La procédure revêtant, à l’égard des parties au principal, le caractère d’un incident soulevé devant la juridiction de renvoi, il appartient à celle-ci de statuer sur les dépens. Les frais exposés pour soumettre des observations à la Cour, autres que ceux desdites parties, ne peuvent faire l’objet d’un remboursement.

 

Par ces motifs, la Cour (dixième chambre) dit pour droit :

 

La nomenclature combinée figurant à l’annexe I du règlement (CEE) no 2658/87 du Conseil, du 23 juillet 1987, relatif à la nomenclature tarifaire et statistique et au tarif douanier commun, telle que modifiée par le règlement d’exécution (UE) no 927/2012 de la Commission, du 9 octobre 2012, doit être interprétée en ce sens que, pour déterminer si des écrans plats à cristaux liquides (LCD), conçus et fabriqués pour afficher tant l’information provenant d’une machine automatique de traitement de l’information que les signaux vidéo composites provenant d’autres sources, doivent être classés dans la sous-position 85285100 de la nomenclature combinée ou la sous-position 85285940 de cette nomenclature, il y a lieu, en examinant l’ensemble de leurs caractéristiques et de leurs propriétés objectives, d’apprécier tant le degré auquel ceux-ci sont susceptibles d’exercer plusieurs fonctions que le niveau de performance qu’ils atteignent dans l’exercice de ces fonctions, afin de déterminer si leur fonction principale est d’être utilisés dans un système automatique de traitement de l’information.

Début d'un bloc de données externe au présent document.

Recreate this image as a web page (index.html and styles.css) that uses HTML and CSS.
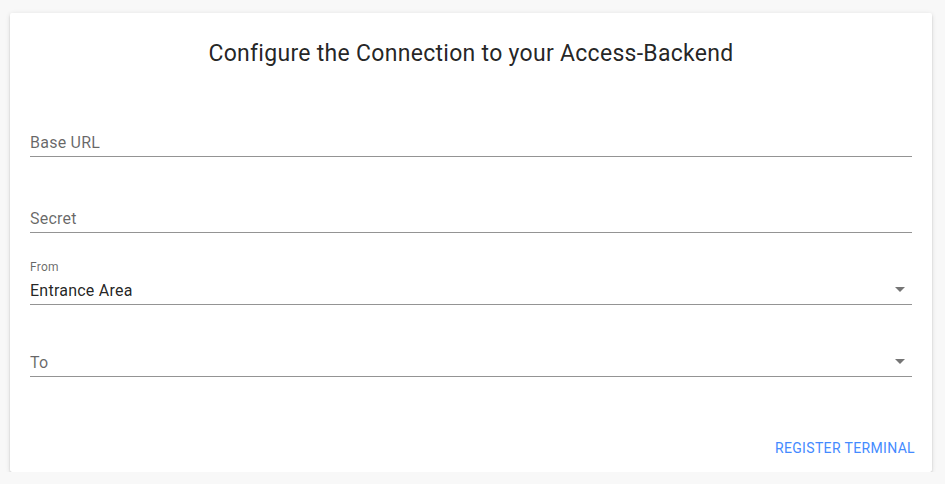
FILE: index.html
```html
<!DOCTYPE html>
<html lang="en">
<head>
<meta charset="utf-8">
<title>Configure Connection</title>
<link rel="stylesheet" href="styles.css">
</head>
<body>
<div class="card">
  <h1 class="card-title">Configure the Connection to your Access-Backend</h1>
  <form class="form">
    <div class="field field-first">
      <div class="label-slot"></div>
      <div class="control"><span class="placeholder">Base URL</span></div>
    </div>
    <div class="field">
      <div class="label-slot"></div>
      <div class="control"><span class="placeholder">Secret</span></div>
    </div>
    <div class="field">
      <div class="label-slot"><span class="float-label">From</span></div>
      <div class="control select"><span class="value">Entrance Area</span>
        <svg class="caret" width="24" height="24" viewBox="0 0 24 24"><path d="M7 10l5 5 5-5z" fill="rgba(0,0,0,0.54)"/></svg>
      </div>
    </div>
    <div class="field">
      <div class="label-slot"></div>
      <div class="control select"><span class="placeholder">To</span>
        <svg class="caret" width="24" height="24" viewBox="0 0 24 24"><path d="M7 10l5 5 5-5z" fill="rgba(0,0,0,0.54)"/></svg>
      </div>
    </div>
  </form>
  <div class="card-actions">
    <button type="button" class="btn">Register Terminal</button>
  </div>
</div>
</body>
</html>
```
FILE: styles.css
```css
html, body {
  margin: 0;
  padding: 0;
}
body {
  background: #f8f8f8;
  font-family: Roboto, "Liberation Sans", Arial, sans-serif;
  padding: 13px 13px 0 10px;
}
.card {
  background: #fff;
  height: 459px;
  box-sizing: border-box;
  display: flex;
  flex-direction: column;
  box-shadow: 0 3px 1px -2px rgba(0,0,0,.2), 0 2px 2px 0 rgba(0,0,0,.14), 0 1px 5px 0 rgba(0,0,0,.12);
  border-radius: 2px;
}
.card-title {
  margin: 0;
  padding: 25px 16px 0;
  font-size: 23px;
  line-height: 32px;
  font-weight: 400;
  text-align: center;
  color: rgba(0,0,0,.87);
  letter-spacing: .0125em;
}
.form {
  display: flex;
  flex-direction: column;
  gap: 26px;
  padding: 41px 20px 0;
}
.field-first {
  margin-bottom: 4px;
}
.label-slot {
  height: 16px;
  margin-bottom: 1px;
  font-size: 12px;
  line-height: 16px;
  color: rgba(0,0,0,.6);
  letter-spacing: .02em;
}
.control {
  height: 28px;
  line-height: 30px;
  font-size: 16px;
  letter-spacing: .015em;
  border-bottom: 1px solid rgba(0,0,0,.42);
  display: flex;
  align-items: flex-start;
  justify-content: space-between;
}
.placeholder {
  color: rgba(0,0,0,.6);
}
.value {
  color: rgba(0,0,0,.87);
}
.caret {
  display: block;
  align-self: center;
  margin-top: -2px;
}
.card-actions {
  margin-top: auto;
  display: flex;
  justify-content: flex-end;
  padding: 8px 9px 6px;
}
.btn {
  background: transparent;
  border: 0;
  height: 36px;
  padding: 0 8px;
  font-family: inherit;
  font-size: 14px;
  font-weight: 400;
  letter-spacing: .35px;
  text-transform: uppercase;
  color: #448aff;
  cursor: pointer;
}
```
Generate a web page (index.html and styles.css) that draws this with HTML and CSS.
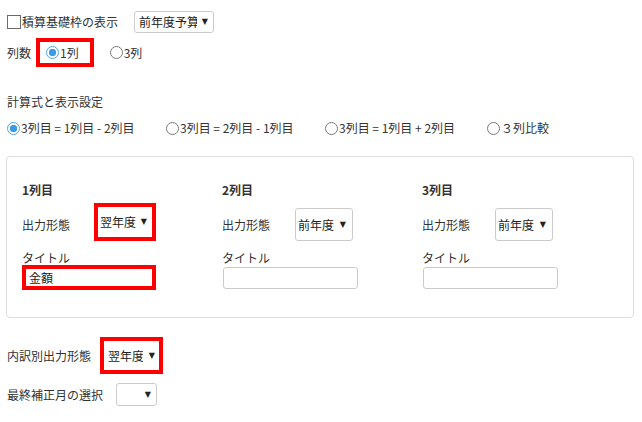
FILE: index.html
```html
<!DOCTYPE html>
<html lang="ja">
<head>
<meta charset="utf-8">
<title>設定</title>
<link rel="stylesheet" href="styles.css">
</head>
<body>
<div class="page">
  <div class="row row-top">
    <label class="check"><input type="checkbox" class="cb">積算基礎枠の表示</label>
    <span class="sel sel-top"><select><option>前年度予算</option></select></span>
  </div>

  <div class="row row-cols">
    <span class="lbl">列数</span>
    <label class="radio hl-radio"><input type="radio" name="cols" checked>1列</label>
    <label class="radio radio-3"><input type="radio" name="cols">3列</label>
  </div>

  <div class="section-title">計算式と表示設定</div>

  <div class="row radio-row">
    <label class="radio opt opt-wide"><input type="radio" name="formula" checked>3列目 = 1列目 - 2列目</label>
    <label class="radio opt opt-wide"><input type="radio" name="formula">3列目 = 2列目 - 1列目</label>
    <label class="radio opt opt-wider"><input type="radio" name="formula">3列目 = 1列目 + 2列目</label>
    <label class="radio opt"><input type="radio" name="formula">３列比較</label>
  </div>

  <div class="panel">
    <div class="col">
      <div class="col-head">1列目</div>
      <div class="out-row">
        <span class="out-lbl">出力形態</span>
        <span class="sel sel-panel sel-hl"><select><option>翌年度</option></select></span>
      </div>
      <div class="title-lbl">タイトル</div>
      <input class="txt txt-hl" type="text" value="金額">
    </div>
    <div class="col">
      <div class="col-head">2列目</div>
      <div class="out-row">
        <span class="out-lbl">出力形態</span>
        <span class="sel sel-panel"><select><option>前年度</option></select></span>
      </div>
      <div class="title-lbl">タイトル</div>
      <input class="txt" type="text" value="">
    </div>
    <div class="col">
      <div class="col-head">3列目</div>
      <div class="out-row">
        <span class="out-lbl">出力形態</span>
        <span class="sel sel-panel"><select><option>前年度</option></select></span>
      </div>
      <div class="title-lbl">タイトル</div>
      <input class="txt" type="text" value="">
    </div>
  </div>

  <div class="row row-breakdown">
    <span class="lbl">内訳別出力形態</span>
    <span class="sel sel-breakdown"><select><option>翌年度</option></select></span>
  </div>

  <div class="row row-month">
    <span class="lbl">最終補正月の選択</span>
    <span class="sel sel-month"><select><option></option></select></span>
  </div>
</div>
</body>
</html>
```

FILE: styles.css
```css
* { box-sizing: border-box; }

body {
  margin: 0;
  background: #fff;
  color: #333;
  font-family: "Noto Sans CJK JP", "Noto Sans", sans-serif;
  font-size: 12px;
  line-height: 16px;
}

.page {
  padding: 11px 8px 0 7px;
}

.row {
  display: flex;
  align-items: center;
}

/* checkbox */
.check {
  display: flex;
  align-items: center;
}

.cb {
  appearance: none;
  -webkit-appearance: none;
  width: 14px;
  height: 14px;
  margin: 0 1px 0 0;
  border: 1px solid #6b6b6b;
  background: #fff;
}

/* radios */
.radio {
  display: flex;
  align-items: center;
}

.radio input {
  appearance: none;
  -webkit-appearance: none;
  width: 13px;
  height: 13px;
  margin: 0 1px 0 0;
  border: 1px solid #7a7a7a;
  border-radius: 50%;
  background: #fff;
}

.radio input:checked {
  border-color: #4ea6e6;
  background: radial-gradient(circle, #3c9be8 0 3.4px, #fff 4px);
}

/* selects */
.sel {
  position: relative;
  display: inline-flex;
}

.sel select {
  appearance: none;
  -webkit-appearance: none;
  margin: 0;
  height: 22px;
  padding: 0 16px 0 4px;
  border: 1px solid #cccccc;
  border-radius: 3px;
  background: #fff;
  color: #222;
  font: inherit;
}

.sel::after {
  content: "\25BC";
  position: absolute;
  right: 6px;
  top: 50%;
  transform: translateY(-50%);
  font-family: "DejaVu Sans", sans-serif;
  font-size: 8px;
  line-height: 8px;
  color: #222;
  pointer-events: none;
}

.row-top { height: 22px; }

.sel-top { margin-left: 16px; }
.sel-top select { width: 80px; }

/* column count */
.row-cols {
  margin-top: 5px;
  height: 29px;
}

.row-cols .lbl { margin-right: 5px; }

.hl-radio {
  height: 29px;
  padding: 0 11px 0 6px;
  border: 4px solid #ff0000;
}

.radio-3 { margin-left: 16px; }

.section-title {
  margin-top: 27px;
}

.radio-row {
  margin-top: 10px;
  height: 16px;
}

.opt { white-space: nowrap; }
.opt-wide { width: 159px; }
.opt-wider { width: 162px; }

/* panel */
.panel {
  margin: 20px 0 0 -1px;
  padding: 25px 0 27px 15px;
  border: 1px solid #dddddd;
  border-radius: 4px;
  display: grid;
  grid-template-columns: 200px 200px 200px;
  align-items: start;
}

.col-head {
  font-weight: bold;
  color: #333;
}

.out-row {
  display: flex;
  align-items: center;
  height: 33px;
  margin-top: 10px;
}

.out-lbl { width: 73px; }

.sel-panel select {
  width: 58px;
  height: 33px;
  padding-left: 2px;
}

.sel-panel::after { right: 7px; }

.sel-hl {
  align-self: flex-end;
  margin-left: -1px;
}

.sel-hl select {
  width: 62px;
  height: 38px;
  border: 4px solid #ff0000;
  border-radius: 0;
  padding-left: 2px;
}

.sel-hl::after { right: 9px; }

.title-lbl {
  margin-top: 9px;
}

.txt {
  display: block;
  margin: 1px 0 0 1px;
  width: 135px;
  height: 22px;
  padding: 0 4px;
  border: 1px solid #cccccc;
  border-radius: 3px;
  background: #fff;
  color: #222;
  font: inherit;
}

.txt-hl {
  margin: -1px 0 0 0;
  width: 134px;
  height: 25px;
  padding: 0 3px;
  border: 4px solid #ff0000;
  border-radius: 0;
}

/* lower rows */
.row-breakdown {
  margin-top: 19px;
  height: 37px;
}

.sel-breakdown { margin-left: 9px; }

.sel-breakdown select {
  width: 63px;
  height: 37px;
  border: 4px solid #ff0000;
  border-radius: 0;
  padding-left: 4px;
}

.sel-breakdown::after { right: 8px; }

.row-month {
  margin-top: 9px;
  height: 23px;
}

.sel-month { margin-left: 13px; }

.sel-month select {
  width: 41px;
  height: 23px;
}
```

Dans ce cadre, une importance particulière doit être prêtée à la question de savoir s’ils sont conçus pour un travail à proximité. L’identité entre l’utilisateur de l’écran et la personne qui traite et/ou introduit l’information dans la machine automatique de traitement de l’information n’est pas un critère pertinent aux fins de cette détermination.

 

Signatures


( *1 ) Langue de procédure : le néerlandais.